April is Stress Awareness month, designed to bring to the fore the causes and cures for the modern day stress-epidemic. Managing stress in the workplace should be a priority for employers for many reasons, which we know that you know, so we’ll get straight to it. Here are some of the common stress related questions we are asked by clients and the HR industry, and some practical steps you can take to help your employees suffering with stress.
If you’d like more help to support your employees, please don’t hesitate to speak to a member of our team.
What signs should I look out for that may indicate one of my team is suffering from stress?
Changes in mood, behaviour, physical health or productivity might indicate that someone is suffering from stress. If you suspect this is the case, explain that you have noticed some changes and encourage the employee to talk to you.
Be sure to highlight that you want to support them. Encourage them to take breaks and take care of themselves and provide them with details of resources and support available.
What should I do if an employee says they are suffering from work related stress?
If the employee is feeling overwhelmed by a deadline, you may need to extend the deadline or provide additional help. If the stress appears to be wider than that, it may be appropriate to ask them to complete a Wellbeing Action Plan to identify and support early resolution of any issues and find creative solutions. You can download a free Wellbeing Action Plan from our resource hub here.
If you are concerned about the employee’s wellbeing, then an Occupational Health Report may be required to identify whether there is a health issue which needs to be considered.

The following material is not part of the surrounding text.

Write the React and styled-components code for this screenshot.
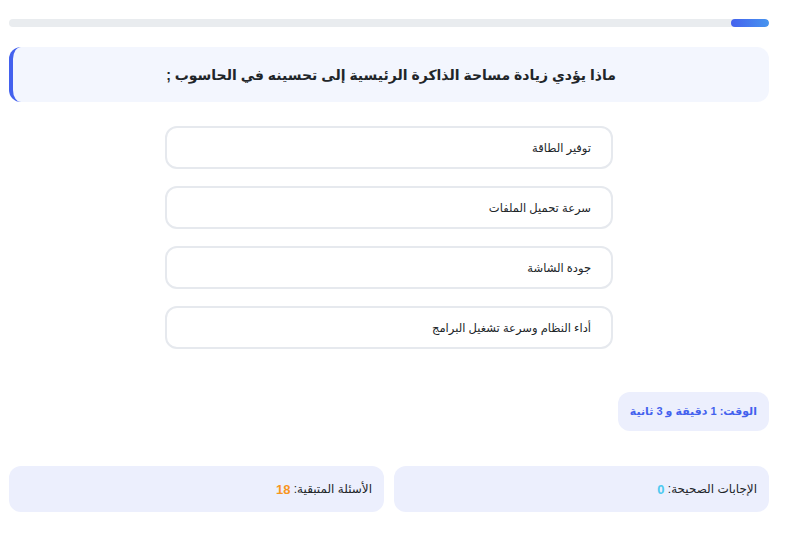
import React from "react";
import styled, { createGlobalStyle } from "styled-components";

const Global = createGlobalStyle`
  html, body { margin: 0; padding: 0; background: #fff; }
  body { font-family: "Liberation Sans", "DejaVu Sans", Arial, sans-serif; }
`;

const Page = styled.div`
  direction: rtl;
  padding: 19px 16px 0 9px;
  display: flex;
  flex-direction: column;
`;

const Track = styled.div`
  height: 8px;
  border-radius: 4px;
  background: #e9ecef;
  overflow: hidden;
  display: flex;
`;

const Fill = styled.div`
  height: 100%;
  border-radius: 4px;
  background: linear-gradient(90deg, #4361ee, #4895ef);
`;

const Question = styled.div`
  margin-top: 20px;
  height: 55px;
  box-sizing: border-box;
  background: #f3f6fe;
  border-radius: 12px;
  border-left: 4px solid #4361ee;
  display: flex;
  align-items: center;
  justify-content: center;
  font-size: 14px;
  font-weight: bold;
  color: #212529;
`;

const Options = styled.div`
  margin: 24px auto 0;
  width: 448px;
  display: flex;
  flex-direction: column;
  gap: 17px;
`;

const Option = styled.div`
  height: 43px;
  box-sizing: border-box;
  border: 2px solid #e6e9ee;
  border-radius: 12px;
  background: #fff;
  display: flex;
  align-items: center;
  padding: 0 20px;
  font-size: 11.5px;
  color: #212529;
`;

const TimerRow = styled.div`
  margin-top: 43px;
  display: flex;
`;

const Timer = styled.div`
  height: 39px;
  box-sizing: border-box;
  padding: 0 12px;
  background: #eceffd;
  border-radius: 12px;
  display: flex;
  align-items: center;
  font-size: 11px;
  font-weight: bold;
  color: #4361ee;
`;

const Stats = styled.div`
  margin-top: 35px;
  display: grid;
  grid-template-columns: 1fr 1fr;
  gap: 10px;
`;

const Stat = styled.div`
  height: 46px;
  box-sizing: border-box;
  background: #eceffd;
  border-radius: 12px;
  display: flex;
  align-items: center;
  padding: 0 12px;
  font-size: 12px;
  color: #212529;
`;

const Num = styled.span`
  font-weight: bold;
  font-size: 13px;
  color: ${(p) => p.$color};
`;

export default function App() {
  const opts = [
    "توفير الطاقة",
    "سرعة تحميل الملفات",
    "جودة الشاشة",
    "أداء النظام وسرعة تشغيل البرامج",
  ];
  return (
    <>
      <Global />
      <Page>
        <Track>
          <Fill style={{ width: "5%" }} />
        </Track>
        <Question>ماذا يؤدي زيادة مساحة الذاكرة الرئيسية إلى تحسينه في الحاسوب ;</Question>
        <Options>
          {opts.map((o) => (
            <Option key={o}>{o}</Option>
          ))}
        </Options>
        <TimerRow>
          <Timer>الوقت: 1 دقيقة و 3 ثانية</Timer>
        </TimerRow>
        <Stats>
          <Stat>
            الإجابات الصحيحة:&nbsp;<Num $color="#4cc9f0">0</Num>
          </Stat>
          <Stat>
            الأسئلة المتبقية:&nbsp;<Num $color="#f8961e">18</Num>
          </Stat>
        </Stats>
      </Page>
    </>
  );
}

It might be necessary to redistribute some work, provide more flexibility or make other changes to their working arrangements.
What should I do if an employee is absent due to stress, and feels too overwhelmed to participate in any meetings or discussions with the Company?
It may be that a reasonable time period is needed for the employee to feel well enough to engage in any processes. If this becomes extended, you may need to obtain advice from a medical professional or Occupational Health about the employee’s fitness to participate in any process. You may also need to take legal advice if you are considering progressing any process which may impact their employment. Drop us a line here if you need support in this area.
How can managers prevent stress in the workplace?
- Create a supportive work environment. This means providing employees with the resources and support they need to do their jobs effectively. It also means creating a culture where employees feel comfortable talking about stress and seeking help when they need it.
- Encourage employees to take breaks and not work excessive hours. This will help them to avoid burnout and stay refreshed and productive.
- Offer flexible work arrangements which can help employees to better manage their work-life balance and reduce stress levels.
- Carry out risk assessments to identify potential stressors within roles and working patterns and take action to eliminate / minimise these wherever possible.
- Provide access to Employee Assistance Programmes and other resources to support employee wellbeing.
- Provide training on stress management and coping skills. This can help employees to identify and manage stress in their own lives.
- Be proactive in addressing stress-related issues. If you see an employee who is struggling with stress, talk to them and offer your support.
- Take care of yourself! Make sure to take care of yourself so that you can be the best possible leader and role model.
And finally, take a look at the Bupa business toolkit for managing stress in the workplace, there are some great resources that can help you hit the ground running.